### ENTRIES SUPPLIED
[start]

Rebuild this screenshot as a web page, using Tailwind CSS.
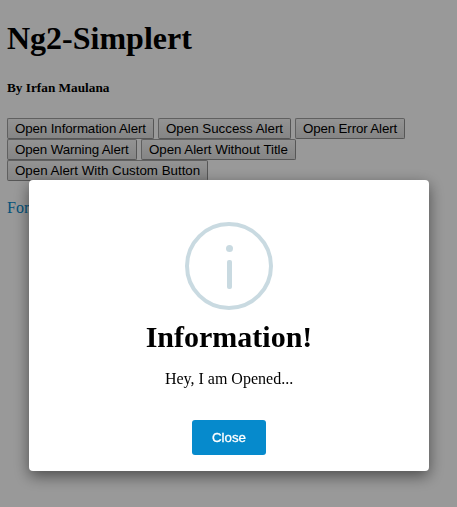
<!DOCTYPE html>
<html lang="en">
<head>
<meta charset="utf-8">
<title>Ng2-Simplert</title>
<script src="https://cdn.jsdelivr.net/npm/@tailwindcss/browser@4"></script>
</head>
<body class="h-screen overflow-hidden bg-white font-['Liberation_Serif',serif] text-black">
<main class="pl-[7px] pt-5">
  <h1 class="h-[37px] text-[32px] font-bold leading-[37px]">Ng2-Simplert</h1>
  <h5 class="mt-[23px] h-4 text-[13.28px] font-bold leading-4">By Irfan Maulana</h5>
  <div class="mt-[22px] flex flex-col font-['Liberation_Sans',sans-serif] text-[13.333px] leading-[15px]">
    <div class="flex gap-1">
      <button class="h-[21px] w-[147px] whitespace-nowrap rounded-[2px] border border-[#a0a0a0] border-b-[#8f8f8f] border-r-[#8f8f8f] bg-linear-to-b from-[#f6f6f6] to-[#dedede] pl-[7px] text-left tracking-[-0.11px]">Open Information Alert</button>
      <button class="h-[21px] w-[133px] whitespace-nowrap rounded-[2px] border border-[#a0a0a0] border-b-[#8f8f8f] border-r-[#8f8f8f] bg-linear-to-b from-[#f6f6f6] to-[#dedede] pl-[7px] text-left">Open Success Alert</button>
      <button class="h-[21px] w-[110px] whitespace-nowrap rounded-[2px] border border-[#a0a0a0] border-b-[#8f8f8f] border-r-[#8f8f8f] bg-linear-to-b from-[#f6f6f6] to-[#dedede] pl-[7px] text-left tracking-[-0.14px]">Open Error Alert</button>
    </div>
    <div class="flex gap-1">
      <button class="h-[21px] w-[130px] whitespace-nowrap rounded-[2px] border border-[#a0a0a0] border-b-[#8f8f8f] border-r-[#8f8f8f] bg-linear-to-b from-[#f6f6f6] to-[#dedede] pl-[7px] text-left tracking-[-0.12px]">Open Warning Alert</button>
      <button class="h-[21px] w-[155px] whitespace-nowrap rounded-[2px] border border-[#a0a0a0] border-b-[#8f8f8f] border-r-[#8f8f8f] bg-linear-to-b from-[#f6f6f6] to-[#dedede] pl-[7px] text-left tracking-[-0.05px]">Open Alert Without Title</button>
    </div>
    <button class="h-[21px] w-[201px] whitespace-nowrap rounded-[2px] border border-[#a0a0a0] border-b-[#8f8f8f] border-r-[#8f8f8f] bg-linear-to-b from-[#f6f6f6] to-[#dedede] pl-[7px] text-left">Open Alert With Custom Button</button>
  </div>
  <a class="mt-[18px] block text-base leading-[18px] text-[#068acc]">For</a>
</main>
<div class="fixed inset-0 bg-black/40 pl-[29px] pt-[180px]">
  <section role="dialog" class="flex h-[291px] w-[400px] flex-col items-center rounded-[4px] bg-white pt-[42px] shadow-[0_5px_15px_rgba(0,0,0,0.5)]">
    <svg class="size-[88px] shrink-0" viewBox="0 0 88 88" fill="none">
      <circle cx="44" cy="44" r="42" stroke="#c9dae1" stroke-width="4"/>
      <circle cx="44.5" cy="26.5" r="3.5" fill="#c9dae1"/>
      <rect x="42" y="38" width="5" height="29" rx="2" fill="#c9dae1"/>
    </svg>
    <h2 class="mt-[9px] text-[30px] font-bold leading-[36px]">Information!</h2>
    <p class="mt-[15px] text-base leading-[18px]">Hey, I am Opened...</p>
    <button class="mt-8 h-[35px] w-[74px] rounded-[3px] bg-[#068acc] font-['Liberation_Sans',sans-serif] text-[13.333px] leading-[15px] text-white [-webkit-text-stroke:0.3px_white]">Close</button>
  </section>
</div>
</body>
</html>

[end]
[start]

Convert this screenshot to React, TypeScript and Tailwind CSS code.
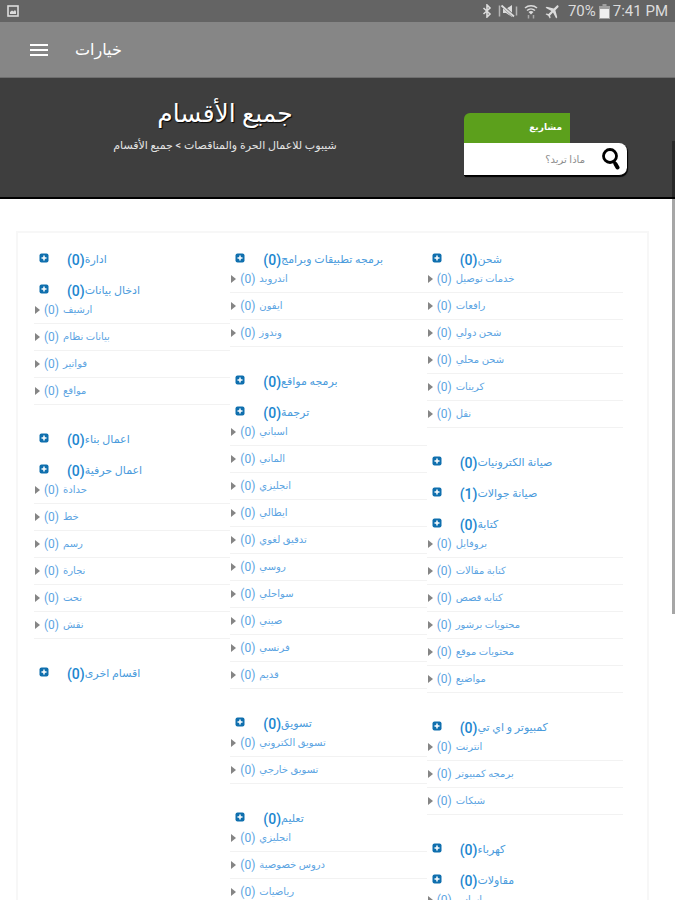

[end]

### WORK TO COMPLETE
Which lines contain "screenshot"? Copy each of them.

### RESULT OF THIS TASK
Rebuild this screenshot as a web page, using Tailwind CSS.
Convert this screenshot to React, TypeScript and Tailwind CSS code.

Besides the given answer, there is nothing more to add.